Provided data
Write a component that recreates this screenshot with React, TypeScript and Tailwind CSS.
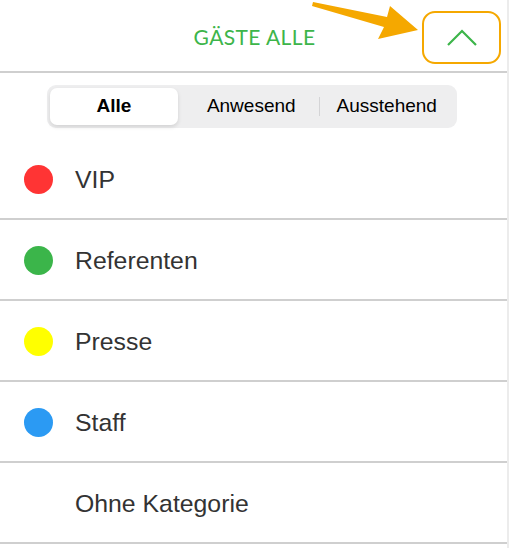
import React from "react";

const categories = [
  { name: "VIP", color: "bg-[#ff3434]" },
  { name: "Referenten", color: "bg-[#3bb54a]" },
  { name: "Presse", color: "bg-[#ffff00]" },
  { name: "Staff", color: "bg-[#2b9af3]" },
  { name: "Ohne Kategorie", color: "" },
];

const App = () => {
  return (
    <div className="relative w-[509px] h-[548px] bg-white border-r-2 border-[#ececec] overflow-hidden font-['Liberation_Sans',Arial,sans-serif]">
      {/* header */}
      <div className="h-[73px] flex items-center justify-center border-b-2 border-[#cfcfcf]">
        <span className="pt-[3px] pl-[2px] text-[21px] font-normal text-[#3db54a] font-['Lato','Liberation_Sans',sans-serif] tracking-[0.4px]">
          GÄSTE ALLE
        </span>
      </div>

      {/* segmented control */}
      <div className="pt-[12px] pb-[11px] pl-[47px]">
        <div className="w-[410px] h-[43px] rounded-[9px] bg-[#eeeeef] p-[3px] flex items-stretch text-[19px] text-black">
          <div className="w-[128px] rounded-[7px] bg-white shadow-[0_2px_4px_rgba(0,0,0,0.12)] flex items-center justify-center font-semibold">
            Alle
          </div>
          <div className="ml-[6px] flex-1 flex items-center justify-center">
            Anwesend
          </div>
          <div className="w-px my-[9px] bg-[#d4d4d6]" />
          <div className="flex-1 flex items-center justify-center">
            Ausstehend
          </div>
        </div>
      </div>

      {/* categories */}
      <ul>
        {categories.map((c) => (
          <li
            key={c.name}
            className="h-[81px] flex items-center border-b-2 border-[#cfcfcf] pt-[2px]"
          >
            <span className={`ml-[24px] w-[29px] h-[29px] rounded-full ${c.color}`} />
            <span className="ml-[22px] text-[24.8px] text-[#333333]">{c.name}</span>
          </li>
        ))}
      </ul>

      {/* annotation: highlighted button + arrow */}
      <div className="absolute left-[422px] top-[11px] w-[79px] h-[53px] rounded-[13px] border-[2.5px] border-[#f5a800] flex items-center justify-center">
        <svg width="32" height="18" viewBox="0 0 32 18">
          <polyline
            points="2,16 16,2 30,16"
            fill="none"
            stroke="#3db54a"
            strokeWidth="2.2"
          />
        </svg>
      </div>
      <svg
        className="absolute left-0 top-0"
        width="509"
        height="60"
        viewBox="0 0 509 60"
      >
        <polygon
          points="313,2 387,17 390,6 418,30 378,39 384,27 312,6"
          fill="#f5a800"
        />
      </svg>
    </div>
  );
};

export default App;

Problem to solve
Copy every line of the data word for word, omitting the images.

Task answer
Write a component that recreates this screenshot with React, TypeScript and Tailwind CSS.
import React from "react";

const categories = [
  { name: "VIP", color: "bg-[#ff3434]" },
  { name: "Referenten", color: "bg-[#3bb54a]" },
  { name: "Presse", color: "bg-[#ffff00]" },
  { name: "Staff", color: "bg-[#2b9af3]" },
  { name: "Ohne Kategorie", color: "" },
];

const App = () => {
  return (
    <div className="relative w-[509px] h-[548px] bg-white border-r-2 border-[#ececec] overflow-hidden font-['Liberation_Sans',Arial,sans-serif]">
      {/* header */}
      <div className="h-[73px] flex items-center justify-center border-b-2 border-[#cfcfcf]">
        <span className="pt-[3px] pl-[2px] text-[21px] font-normal text-[#3db54a] font-['Lato','Liberation_Sans',sans-serif] tracking-[0.4px]">
          GÄSTE ALLE
        </span>
      </div>

      {/* segmented control */}
      <div className="pt-[12px] pb-[11px] pl-[47px]">
        <div className="w-[410px] h-[43px] rounded-[9px] bg-[#eeeeef] p-[3px] flex items-stretch text-[19px] text-black">
          <div className="w-[128px] rounded-[7px] bg-white shadow-[0_2px_4px_rgba(0,0,0,0.12)] flex items-center justify-center font-semibold">
            Alle
          </div>
          <div className="ml-[6px] flex-1 flex items-center justify-center">
            Anwesend
          </div>
          <div className="w-px my-[9px] bg-[#d4d4d6]" />
          <div className="flex-1 flex items-center justify-center">
            Ausstehend
          </div>
        </div>
      </div>

      {/* categories */}
      <ul>
        {categories.map((c) => (
          <li
            key={c.name}
            className="h-[81px] flex items-center border-b-2 border-[#cfcfcf] pt-[2px]"
          >
            <span className={`ml-[24px] w-[29px] h-[29px] rounded-full ${c.color}`} />
            <span className="ml-[22px] text-[24.8px] text-[#333333]">{c.name}</span>
          </li>
        ))}
      </ul>

      {/* annotation: highlighted button + arrow */}
      <div className="absolute left-[422px] top-[11px] w-[79px] h-[53px] rounded-[13px] border-[2.5px] border-[#f5a800] flex items-center justify-center">
        <svg width="32" height="18" viewBox="0 0 32 18">
          <polyline
            points="2,16 16,2 30,16"
            fill="none"
            stroke="#3db54a"
            strokeWidth="2.2"
          />
        </svg>
      </div>
      <svg
        className="absolute left-0 top-0"
        width="509"
        height="60"
        viewBox="0 0 509 60"
      >
        <polygon
          points="313,2 387,17 390,6 418,30 378,39 384,27 312,6"
          fill="#f5a800"
        />
      </svg>
    </div>
  );
};

export default App;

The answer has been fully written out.